-- START Material shown --

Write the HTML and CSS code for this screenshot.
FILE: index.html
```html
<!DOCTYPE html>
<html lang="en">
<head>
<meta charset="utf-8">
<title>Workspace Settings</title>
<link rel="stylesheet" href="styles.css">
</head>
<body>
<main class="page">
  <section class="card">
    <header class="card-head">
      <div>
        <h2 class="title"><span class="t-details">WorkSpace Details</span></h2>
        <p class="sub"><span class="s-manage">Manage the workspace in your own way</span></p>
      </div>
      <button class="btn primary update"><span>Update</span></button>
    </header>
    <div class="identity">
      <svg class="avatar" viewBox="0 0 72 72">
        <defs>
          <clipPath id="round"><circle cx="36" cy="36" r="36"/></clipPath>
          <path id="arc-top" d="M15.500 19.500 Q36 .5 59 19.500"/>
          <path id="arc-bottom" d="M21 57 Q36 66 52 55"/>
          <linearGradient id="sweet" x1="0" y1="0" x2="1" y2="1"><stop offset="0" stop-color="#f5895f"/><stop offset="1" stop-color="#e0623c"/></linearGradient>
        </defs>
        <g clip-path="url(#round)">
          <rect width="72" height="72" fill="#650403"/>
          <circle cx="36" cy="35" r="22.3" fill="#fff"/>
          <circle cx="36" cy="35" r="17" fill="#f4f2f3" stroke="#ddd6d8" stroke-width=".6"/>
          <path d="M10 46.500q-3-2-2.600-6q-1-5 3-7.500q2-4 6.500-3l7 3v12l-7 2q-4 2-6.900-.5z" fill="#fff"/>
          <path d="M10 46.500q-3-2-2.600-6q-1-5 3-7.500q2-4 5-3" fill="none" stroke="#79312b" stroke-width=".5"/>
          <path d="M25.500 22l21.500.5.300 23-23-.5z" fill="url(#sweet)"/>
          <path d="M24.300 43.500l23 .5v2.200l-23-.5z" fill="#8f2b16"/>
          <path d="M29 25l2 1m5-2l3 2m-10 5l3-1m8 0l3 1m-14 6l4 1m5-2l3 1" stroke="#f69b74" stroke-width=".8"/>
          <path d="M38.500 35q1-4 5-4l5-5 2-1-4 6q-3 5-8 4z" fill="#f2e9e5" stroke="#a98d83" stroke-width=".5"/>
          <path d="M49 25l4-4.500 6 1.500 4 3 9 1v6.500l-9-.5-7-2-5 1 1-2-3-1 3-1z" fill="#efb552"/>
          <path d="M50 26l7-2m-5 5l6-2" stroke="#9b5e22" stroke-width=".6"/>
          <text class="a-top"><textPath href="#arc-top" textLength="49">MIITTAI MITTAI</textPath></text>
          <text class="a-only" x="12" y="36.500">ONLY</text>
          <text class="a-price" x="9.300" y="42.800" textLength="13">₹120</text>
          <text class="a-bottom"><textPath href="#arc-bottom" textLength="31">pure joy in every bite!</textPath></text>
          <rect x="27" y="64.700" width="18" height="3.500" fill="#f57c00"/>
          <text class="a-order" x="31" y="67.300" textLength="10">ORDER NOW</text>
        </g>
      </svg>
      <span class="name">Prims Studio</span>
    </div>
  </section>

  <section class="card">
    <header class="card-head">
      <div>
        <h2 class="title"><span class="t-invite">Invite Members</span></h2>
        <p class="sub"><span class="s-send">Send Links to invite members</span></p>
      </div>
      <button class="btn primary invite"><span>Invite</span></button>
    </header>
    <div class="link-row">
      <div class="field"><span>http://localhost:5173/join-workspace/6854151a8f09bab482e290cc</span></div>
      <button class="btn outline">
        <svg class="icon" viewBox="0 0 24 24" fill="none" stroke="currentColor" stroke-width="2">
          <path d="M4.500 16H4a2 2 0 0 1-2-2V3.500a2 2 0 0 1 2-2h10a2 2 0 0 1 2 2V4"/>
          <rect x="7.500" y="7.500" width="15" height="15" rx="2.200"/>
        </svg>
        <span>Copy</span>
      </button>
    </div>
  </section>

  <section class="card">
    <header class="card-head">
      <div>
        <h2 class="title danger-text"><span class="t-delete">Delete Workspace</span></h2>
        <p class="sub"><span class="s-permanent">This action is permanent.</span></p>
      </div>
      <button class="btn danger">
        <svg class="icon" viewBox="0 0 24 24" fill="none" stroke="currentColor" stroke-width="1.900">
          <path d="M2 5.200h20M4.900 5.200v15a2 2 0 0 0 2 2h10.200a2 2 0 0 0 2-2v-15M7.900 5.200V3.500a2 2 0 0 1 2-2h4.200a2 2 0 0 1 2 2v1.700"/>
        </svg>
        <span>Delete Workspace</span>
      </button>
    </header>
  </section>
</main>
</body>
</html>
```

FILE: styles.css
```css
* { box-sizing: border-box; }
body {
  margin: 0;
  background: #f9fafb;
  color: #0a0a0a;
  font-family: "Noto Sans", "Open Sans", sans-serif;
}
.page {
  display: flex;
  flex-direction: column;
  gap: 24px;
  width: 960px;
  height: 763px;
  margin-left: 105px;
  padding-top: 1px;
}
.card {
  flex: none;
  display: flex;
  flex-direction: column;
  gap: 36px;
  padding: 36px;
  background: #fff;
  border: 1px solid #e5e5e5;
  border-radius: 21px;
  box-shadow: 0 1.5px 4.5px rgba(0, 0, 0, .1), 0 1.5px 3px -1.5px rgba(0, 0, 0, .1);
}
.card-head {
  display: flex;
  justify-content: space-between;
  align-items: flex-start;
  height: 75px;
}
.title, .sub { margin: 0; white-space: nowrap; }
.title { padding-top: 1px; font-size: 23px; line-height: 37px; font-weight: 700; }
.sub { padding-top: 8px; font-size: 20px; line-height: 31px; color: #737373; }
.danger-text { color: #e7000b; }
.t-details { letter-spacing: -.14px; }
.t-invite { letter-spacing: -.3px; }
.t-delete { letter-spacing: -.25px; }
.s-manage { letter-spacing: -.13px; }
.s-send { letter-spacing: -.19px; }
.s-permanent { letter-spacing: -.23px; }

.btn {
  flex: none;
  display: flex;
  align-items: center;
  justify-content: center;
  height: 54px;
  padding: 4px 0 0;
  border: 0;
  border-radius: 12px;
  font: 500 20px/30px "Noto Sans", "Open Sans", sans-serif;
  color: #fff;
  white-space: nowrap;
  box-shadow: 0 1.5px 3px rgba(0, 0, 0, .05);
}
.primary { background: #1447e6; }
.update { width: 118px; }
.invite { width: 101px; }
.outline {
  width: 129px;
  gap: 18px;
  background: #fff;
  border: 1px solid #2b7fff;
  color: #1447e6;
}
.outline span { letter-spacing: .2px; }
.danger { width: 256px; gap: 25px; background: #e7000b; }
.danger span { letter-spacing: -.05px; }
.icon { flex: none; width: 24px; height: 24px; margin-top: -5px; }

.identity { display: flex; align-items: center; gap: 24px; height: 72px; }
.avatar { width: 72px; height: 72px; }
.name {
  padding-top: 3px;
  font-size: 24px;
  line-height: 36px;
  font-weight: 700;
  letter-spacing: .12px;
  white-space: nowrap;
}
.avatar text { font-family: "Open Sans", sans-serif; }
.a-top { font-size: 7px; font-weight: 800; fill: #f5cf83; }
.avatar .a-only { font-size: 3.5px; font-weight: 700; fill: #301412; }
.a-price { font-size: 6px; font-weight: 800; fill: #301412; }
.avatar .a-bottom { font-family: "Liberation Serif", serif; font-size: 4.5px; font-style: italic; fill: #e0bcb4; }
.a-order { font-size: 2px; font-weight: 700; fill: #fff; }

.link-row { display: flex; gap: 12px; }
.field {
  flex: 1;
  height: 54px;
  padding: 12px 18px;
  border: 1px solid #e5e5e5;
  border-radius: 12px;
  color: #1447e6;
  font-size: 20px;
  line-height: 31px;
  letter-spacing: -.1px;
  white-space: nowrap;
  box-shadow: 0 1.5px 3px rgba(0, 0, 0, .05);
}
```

-- END Material shown --
-- START Material shown --

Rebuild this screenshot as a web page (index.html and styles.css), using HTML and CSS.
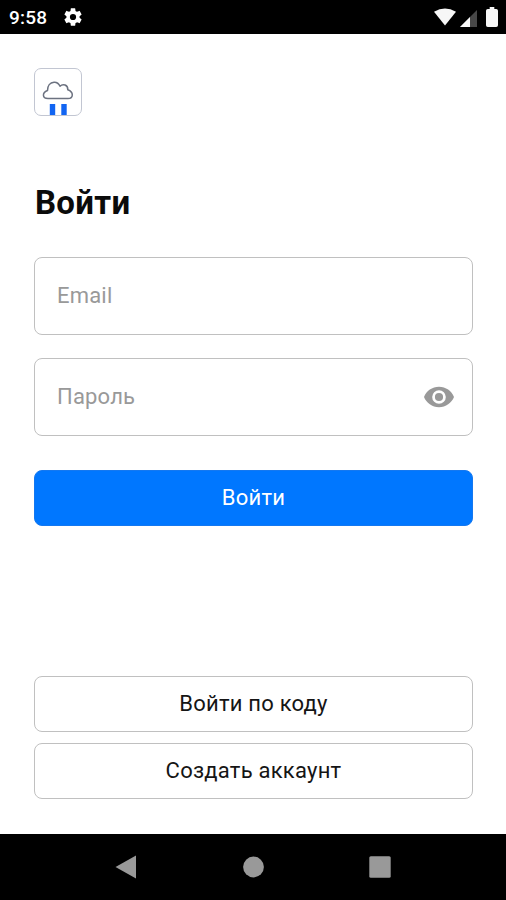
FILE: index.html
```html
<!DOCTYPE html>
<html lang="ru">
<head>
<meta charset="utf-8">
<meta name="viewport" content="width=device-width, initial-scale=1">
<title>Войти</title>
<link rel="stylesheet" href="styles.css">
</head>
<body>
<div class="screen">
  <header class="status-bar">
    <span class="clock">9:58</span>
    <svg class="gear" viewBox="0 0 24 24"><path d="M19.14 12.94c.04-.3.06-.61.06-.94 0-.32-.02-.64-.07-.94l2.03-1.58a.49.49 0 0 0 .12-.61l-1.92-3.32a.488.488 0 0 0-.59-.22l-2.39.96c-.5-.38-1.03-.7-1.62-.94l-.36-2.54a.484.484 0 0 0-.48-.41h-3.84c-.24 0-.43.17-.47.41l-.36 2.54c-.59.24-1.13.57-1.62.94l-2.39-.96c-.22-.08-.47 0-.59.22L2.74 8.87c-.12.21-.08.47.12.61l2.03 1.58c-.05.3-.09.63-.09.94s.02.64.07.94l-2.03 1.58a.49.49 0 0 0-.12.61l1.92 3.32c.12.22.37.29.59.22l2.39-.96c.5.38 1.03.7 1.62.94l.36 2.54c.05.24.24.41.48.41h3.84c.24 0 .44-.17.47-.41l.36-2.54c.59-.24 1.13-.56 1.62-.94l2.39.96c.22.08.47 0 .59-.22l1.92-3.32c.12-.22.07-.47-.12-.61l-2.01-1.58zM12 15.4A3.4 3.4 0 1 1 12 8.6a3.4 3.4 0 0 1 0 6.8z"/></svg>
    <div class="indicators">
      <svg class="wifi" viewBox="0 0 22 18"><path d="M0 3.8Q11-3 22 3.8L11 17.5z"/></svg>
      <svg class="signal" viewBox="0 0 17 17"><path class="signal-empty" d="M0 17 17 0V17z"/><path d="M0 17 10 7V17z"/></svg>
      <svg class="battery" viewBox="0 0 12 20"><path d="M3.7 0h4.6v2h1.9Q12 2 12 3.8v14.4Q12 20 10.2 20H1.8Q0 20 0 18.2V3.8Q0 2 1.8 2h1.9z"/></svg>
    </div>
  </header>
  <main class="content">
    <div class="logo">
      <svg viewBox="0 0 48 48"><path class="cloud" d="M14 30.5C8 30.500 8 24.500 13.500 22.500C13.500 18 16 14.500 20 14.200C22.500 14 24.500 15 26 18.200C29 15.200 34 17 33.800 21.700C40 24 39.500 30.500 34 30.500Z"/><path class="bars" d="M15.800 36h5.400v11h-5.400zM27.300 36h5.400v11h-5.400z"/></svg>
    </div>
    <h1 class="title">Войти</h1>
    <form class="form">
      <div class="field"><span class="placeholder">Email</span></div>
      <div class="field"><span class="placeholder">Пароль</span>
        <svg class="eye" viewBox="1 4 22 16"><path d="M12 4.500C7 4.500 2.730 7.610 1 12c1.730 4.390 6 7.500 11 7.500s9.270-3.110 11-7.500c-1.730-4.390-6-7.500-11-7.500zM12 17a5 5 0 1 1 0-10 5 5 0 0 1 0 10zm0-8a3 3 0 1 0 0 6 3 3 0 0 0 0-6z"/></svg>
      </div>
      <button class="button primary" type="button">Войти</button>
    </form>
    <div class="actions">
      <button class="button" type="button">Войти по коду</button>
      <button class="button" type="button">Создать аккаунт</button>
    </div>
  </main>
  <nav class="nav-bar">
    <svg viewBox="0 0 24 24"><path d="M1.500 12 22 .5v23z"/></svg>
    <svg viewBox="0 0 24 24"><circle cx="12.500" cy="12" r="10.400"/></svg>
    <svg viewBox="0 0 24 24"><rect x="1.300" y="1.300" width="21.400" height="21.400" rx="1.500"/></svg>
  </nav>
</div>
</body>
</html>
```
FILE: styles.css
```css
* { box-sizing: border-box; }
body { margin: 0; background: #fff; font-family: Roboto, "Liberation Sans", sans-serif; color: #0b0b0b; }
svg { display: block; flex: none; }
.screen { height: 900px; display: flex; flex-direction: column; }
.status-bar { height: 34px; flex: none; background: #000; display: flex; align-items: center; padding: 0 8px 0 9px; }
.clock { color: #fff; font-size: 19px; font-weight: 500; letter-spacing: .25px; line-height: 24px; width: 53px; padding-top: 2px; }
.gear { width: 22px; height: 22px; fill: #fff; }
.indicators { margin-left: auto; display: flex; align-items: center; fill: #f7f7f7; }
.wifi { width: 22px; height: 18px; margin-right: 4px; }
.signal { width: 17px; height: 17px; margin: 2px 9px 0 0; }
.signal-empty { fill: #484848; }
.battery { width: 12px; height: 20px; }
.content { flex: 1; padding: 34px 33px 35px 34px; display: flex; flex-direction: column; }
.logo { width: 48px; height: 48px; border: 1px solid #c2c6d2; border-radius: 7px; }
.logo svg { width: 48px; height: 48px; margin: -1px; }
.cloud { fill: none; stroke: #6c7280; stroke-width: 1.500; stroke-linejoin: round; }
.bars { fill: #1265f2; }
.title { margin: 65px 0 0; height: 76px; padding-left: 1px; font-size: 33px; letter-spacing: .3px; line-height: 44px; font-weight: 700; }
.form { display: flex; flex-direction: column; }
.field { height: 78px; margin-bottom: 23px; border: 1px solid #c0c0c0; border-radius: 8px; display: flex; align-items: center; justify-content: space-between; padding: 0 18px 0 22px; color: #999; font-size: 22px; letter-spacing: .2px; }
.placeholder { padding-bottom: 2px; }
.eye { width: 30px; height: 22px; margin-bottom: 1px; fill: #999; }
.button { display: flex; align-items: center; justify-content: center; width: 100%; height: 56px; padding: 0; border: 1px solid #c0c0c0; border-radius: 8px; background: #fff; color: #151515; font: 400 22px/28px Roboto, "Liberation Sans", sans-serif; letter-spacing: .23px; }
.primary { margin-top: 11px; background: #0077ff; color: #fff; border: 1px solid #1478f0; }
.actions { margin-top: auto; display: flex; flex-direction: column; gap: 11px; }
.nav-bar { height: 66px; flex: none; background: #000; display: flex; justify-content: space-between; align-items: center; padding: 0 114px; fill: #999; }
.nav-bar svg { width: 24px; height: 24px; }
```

-- END Material shown --

▶ [Set problem]
Scan the listing above for the word "screenshot" and copy every line that holds it.

▶ [Reply]
Write the HTML and CSS code for this screenshot.
Rebuild this screenshot as a web page (index.html and styles.css), using HTML and CSS.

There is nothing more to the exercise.